(Records with interface code)
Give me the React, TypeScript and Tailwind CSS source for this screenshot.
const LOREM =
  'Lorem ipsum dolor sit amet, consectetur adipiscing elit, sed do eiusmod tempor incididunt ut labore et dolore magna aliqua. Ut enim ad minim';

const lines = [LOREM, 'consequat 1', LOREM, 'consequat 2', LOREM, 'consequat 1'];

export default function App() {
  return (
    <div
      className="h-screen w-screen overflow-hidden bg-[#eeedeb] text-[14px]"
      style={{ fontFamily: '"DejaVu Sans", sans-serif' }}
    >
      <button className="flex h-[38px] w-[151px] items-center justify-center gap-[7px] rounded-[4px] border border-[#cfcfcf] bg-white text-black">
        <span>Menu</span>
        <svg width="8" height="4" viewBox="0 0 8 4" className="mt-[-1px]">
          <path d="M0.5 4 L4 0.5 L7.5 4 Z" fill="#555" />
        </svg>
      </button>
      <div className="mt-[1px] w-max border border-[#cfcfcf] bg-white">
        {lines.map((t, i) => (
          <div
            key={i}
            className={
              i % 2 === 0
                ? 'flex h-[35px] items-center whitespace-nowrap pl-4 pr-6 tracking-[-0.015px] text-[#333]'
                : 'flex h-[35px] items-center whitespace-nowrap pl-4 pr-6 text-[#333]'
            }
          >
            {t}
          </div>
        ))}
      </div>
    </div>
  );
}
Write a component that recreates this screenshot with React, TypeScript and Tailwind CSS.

→ **Problem details**
Your task is to quote all of the data word for word.

→ **Task answer**
Give me the React, TypeScript and Tailwind CSS source for this screenshot.
const LOREM =
  'Lorem ipsum dolor sit amet, consectetur adipiscing elit, sed do eiusmod tempor incididunt ut labore et dolore magna aliqua. Ut enim ad minim';

const lines = [LOREM, 'consequat 1', LOREM, 'consequat 2', LOREM, 'consequat 1'];

export default function App() {
  return (
    <div
      className="h-screen w-screen overflow-hidden bg-[#eeedeb] text-[14px]"
      style={{ fontFamily: '"DejaVu Sans", sans-serif' }}
    >
      <button className="flex h-[38px] w-[151px] items-center justify-center gap-[7px] rounded-[4px] border border-[#cfcfcf] bg-white text-black">
        <span>Menu</span>
        <svg width="8" height="4" viewBox="0 0 8 4" className="mt-[-1px]">
          <path d="M0.5 4 L4 0.5 L7.5 4 Z" fill="#555" />
        </svg>
      </button>
      <div className="mt-[1px] w-max border border-[#cfcfcf] bg-white">
        {lines.map((t, i) => (
          <div
            key={i}
            className={
              i % 2 === 0
                ? 'flex h-[35px] items-center whitespace-nowrap pl-4 pr-6 tracking-[-0.015px] text-[#333]'
                : 'flex h-[35px] items-center whitespace-nowrap pl-4 pr-6 text-[#333]'
            }
          >
            {t}
          </div>
        ))}
      </div>
    </div>
  );
}
Write a component that recreates this screenshot with React, TypeScript and Tailwind CSS.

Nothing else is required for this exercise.